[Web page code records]
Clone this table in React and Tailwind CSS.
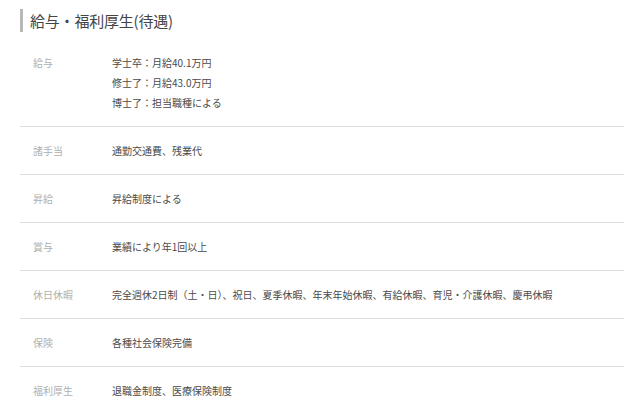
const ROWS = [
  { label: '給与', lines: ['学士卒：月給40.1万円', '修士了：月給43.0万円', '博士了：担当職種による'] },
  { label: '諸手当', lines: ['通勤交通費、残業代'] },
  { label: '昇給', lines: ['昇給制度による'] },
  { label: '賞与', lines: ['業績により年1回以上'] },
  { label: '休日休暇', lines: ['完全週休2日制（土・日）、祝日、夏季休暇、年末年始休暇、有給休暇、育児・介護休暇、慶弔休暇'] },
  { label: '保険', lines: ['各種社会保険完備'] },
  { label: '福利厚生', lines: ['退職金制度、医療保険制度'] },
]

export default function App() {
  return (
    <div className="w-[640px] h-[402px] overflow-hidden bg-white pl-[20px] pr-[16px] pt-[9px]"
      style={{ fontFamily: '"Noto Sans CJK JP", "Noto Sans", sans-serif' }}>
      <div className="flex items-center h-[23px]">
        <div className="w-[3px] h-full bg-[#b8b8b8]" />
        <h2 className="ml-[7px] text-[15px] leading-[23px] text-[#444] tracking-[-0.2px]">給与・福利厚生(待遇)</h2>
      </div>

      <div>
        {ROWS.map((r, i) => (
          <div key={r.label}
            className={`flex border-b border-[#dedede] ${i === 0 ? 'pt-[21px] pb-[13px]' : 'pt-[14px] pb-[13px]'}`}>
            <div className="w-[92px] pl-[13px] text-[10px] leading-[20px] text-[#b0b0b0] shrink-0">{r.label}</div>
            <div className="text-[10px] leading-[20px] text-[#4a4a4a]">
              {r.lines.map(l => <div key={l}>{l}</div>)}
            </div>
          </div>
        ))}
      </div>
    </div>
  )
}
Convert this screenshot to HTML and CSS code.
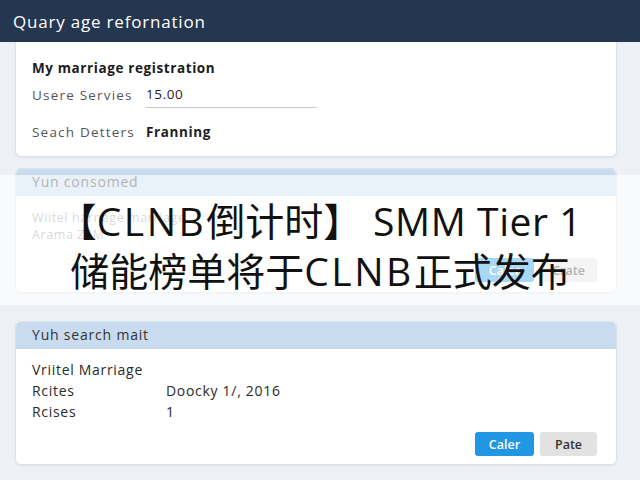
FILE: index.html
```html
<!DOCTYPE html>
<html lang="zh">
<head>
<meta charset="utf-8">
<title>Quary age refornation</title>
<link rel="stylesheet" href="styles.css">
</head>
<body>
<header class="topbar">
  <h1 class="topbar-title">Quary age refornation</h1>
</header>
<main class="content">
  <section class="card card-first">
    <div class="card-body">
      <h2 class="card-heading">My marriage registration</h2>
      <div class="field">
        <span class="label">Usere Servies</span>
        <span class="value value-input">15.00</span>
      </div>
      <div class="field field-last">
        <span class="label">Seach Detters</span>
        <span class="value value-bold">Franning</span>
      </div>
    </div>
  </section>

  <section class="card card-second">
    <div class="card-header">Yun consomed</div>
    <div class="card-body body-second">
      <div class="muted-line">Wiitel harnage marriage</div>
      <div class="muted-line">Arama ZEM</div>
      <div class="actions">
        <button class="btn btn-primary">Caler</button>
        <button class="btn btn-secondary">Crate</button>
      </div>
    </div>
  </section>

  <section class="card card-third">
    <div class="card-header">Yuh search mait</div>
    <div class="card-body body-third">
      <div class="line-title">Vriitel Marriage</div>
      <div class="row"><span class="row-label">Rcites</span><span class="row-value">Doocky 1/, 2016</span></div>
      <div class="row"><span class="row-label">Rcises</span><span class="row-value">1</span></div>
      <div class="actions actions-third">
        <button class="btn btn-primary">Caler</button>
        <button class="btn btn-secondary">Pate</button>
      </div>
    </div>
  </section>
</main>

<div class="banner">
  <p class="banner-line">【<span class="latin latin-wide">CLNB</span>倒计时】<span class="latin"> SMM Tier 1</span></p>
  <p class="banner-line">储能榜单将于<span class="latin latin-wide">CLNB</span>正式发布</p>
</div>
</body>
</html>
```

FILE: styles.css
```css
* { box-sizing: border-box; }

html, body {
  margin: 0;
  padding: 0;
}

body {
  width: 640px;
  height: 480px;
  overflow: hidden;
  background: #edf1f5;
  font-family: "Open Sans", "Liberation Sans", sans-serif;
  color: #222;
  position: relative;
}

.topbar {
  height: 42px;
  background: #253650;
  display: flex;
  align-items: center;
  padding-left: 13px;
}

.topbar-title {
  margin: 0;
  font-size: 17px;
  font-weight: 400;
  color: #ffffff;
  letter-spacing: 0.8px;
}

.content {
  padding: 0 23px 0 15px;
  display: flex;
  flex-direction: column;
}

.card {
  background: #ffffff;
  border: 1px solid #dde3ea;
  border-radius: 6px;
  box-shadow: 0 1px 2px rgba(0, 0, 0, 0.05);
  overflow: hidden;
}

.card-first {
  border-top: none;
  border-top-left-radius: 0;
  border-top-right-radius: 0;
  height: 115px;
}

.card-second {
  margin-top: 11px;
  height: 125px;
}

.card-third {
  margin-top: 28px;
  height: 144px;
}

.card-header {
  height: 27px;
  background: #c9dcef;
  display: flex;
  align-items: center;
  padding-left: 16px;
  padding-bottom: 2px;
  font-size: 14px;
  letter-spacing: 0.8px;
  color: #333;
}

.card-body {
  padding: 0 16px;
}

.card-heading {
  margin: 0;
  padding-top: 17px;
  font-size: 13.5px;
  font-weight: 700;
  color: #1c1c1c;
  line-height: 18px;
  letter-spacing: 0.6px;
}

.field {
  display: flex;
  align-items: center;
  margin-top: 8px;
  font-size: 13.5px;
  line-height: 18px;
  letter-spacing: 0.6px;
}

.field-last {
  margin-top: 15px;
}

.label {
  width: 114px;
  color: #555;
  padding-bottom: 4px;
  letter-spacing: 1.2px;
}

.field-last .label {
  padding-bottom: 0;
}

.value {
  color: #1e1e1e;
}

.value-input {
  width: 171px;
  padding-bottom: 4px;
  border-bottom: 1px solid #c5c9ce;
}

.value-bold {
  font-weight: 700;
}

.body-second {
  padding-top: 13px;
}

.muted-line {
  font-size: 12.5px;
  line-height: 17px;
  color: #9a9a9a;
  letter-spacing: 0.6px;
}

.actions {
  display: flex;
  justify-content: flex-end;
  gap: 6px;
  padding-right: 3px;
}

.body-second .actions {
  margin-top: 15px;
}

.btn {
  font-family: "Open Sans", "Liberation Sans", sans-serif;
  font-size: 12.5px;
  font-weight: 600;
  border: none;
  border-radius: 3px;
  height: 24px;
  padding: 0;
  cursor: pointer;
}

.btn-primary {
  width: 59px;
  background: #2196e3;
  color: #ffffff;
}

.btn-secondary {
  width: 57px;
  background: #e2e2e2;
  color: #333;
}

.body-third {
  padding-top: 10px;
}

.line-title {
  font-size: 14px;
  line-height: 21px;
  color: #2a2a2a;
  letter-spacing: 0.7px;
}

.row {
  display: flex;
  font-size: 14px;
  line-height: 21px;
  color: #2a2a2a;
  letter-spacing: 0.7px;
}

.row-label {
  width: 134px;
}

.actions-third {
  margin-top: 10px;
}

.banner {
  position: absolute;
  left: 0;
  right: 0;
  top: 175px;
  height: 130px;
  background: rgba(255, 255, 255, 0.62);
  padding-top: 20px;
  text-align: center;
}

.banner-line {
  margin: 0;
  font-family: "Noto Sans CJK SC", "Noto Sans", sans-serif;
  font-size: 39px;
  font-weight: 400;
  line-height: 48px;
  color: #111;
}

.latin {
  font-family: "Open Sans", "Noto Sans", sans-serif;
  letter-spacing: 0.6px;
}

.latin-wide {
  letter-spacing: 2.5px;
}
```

---

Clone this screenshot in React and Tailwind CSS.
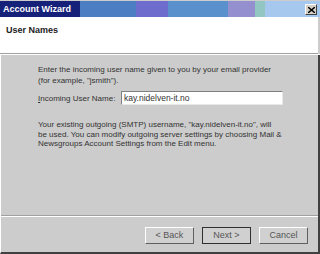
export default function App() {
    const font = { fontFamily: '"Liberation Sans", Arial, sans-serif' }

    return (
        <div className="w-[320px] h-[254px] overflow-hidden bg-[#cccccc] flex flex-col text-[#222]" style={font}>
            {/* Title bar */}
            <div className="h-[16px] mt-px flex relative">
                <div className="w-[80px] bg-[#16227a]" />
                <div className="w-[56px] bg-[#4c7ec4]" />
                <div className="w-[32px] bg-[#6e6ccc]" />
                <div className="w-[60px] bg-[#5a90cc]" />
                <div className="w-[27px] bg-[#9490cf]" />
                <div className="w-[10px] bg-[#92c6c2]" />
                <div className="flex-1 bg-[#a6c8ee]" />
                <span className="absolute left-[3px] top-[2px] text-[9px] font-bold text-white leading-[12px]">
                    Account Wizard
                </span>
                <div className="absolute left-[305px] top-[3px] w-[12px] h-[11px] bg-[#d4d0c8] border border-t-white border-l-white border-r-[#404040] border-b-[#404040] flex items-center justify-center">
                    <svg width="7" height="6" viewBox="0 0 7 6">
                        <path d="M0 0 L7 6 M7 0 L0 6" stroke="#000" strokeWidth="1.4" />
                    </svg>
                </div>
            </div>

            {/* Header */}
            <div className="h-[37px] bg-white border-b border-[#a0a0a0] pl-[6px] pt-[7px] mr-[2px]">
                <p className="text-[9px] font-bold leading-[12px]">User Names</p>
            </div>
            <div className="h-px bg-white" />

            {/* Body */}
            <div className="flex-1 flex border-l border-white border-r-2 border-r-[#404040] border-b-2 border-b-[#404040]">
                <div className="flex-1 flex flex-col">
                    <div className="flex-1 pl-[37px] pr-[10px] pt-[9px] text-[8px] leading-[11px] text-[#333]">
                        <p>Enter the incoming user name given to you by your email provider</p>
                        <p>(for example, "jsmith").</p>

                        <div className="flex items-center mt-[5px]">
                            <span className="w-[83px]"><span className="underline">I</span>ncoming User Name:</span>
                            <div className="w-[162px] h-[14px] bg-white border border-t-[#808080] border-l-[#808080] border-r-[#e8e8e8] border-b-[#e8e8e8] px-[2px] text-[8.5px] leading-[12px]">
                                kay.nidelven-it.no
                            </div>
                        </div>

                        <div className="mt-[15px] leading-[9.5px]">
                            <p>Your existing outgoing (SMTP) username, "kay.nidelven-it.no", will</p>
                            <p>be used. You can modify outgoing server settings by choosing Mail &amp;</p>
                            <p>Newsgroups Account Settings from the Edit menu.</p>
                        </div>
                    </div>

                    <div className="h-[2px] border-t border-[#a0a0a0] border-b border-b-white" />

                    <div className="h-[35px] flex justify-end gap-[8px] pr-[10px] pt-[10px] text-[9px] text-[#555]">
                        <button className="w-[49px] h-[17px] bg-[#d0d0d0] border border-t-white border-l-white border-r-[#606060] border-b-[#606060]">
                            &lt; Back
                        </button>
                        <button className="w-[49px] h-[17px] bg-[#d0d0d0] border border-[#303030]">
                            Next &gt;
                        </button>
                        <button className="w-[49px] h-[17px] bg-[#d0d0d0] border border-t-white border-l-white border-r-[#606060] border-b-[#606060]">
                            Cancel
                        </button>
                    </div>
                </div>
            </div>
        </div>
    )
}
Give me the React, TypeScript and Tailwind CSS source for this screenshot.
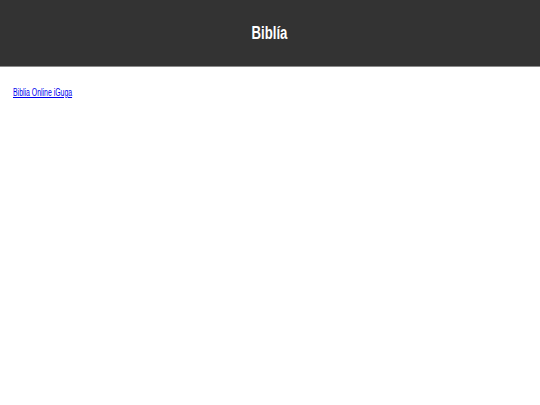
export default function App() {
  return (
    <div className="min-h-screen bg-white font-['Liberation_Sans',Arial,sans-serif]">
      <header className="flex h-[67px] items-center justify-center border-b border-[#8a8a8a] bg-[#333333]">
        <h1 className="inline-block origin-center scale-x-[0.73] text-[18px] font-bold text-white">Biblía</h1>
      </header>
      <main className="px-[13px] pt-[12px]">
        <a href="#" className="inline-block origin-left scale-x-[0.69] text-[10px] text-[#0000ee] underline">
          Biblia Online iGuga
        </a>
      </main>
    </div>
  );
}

> DESCRIPTION OF THE TASK: Scan the listing above for the word "this" and show each line where it is found.

> EXERCISE SOLUTION:
Clone this table in React and Tailwind CSS.
Convert this screenshot to HTML and CSS code.
Clone this screenshot in React and Tailwind CSS.
Give me the React, TypeScript and Tailwind CSS source for this screenshot.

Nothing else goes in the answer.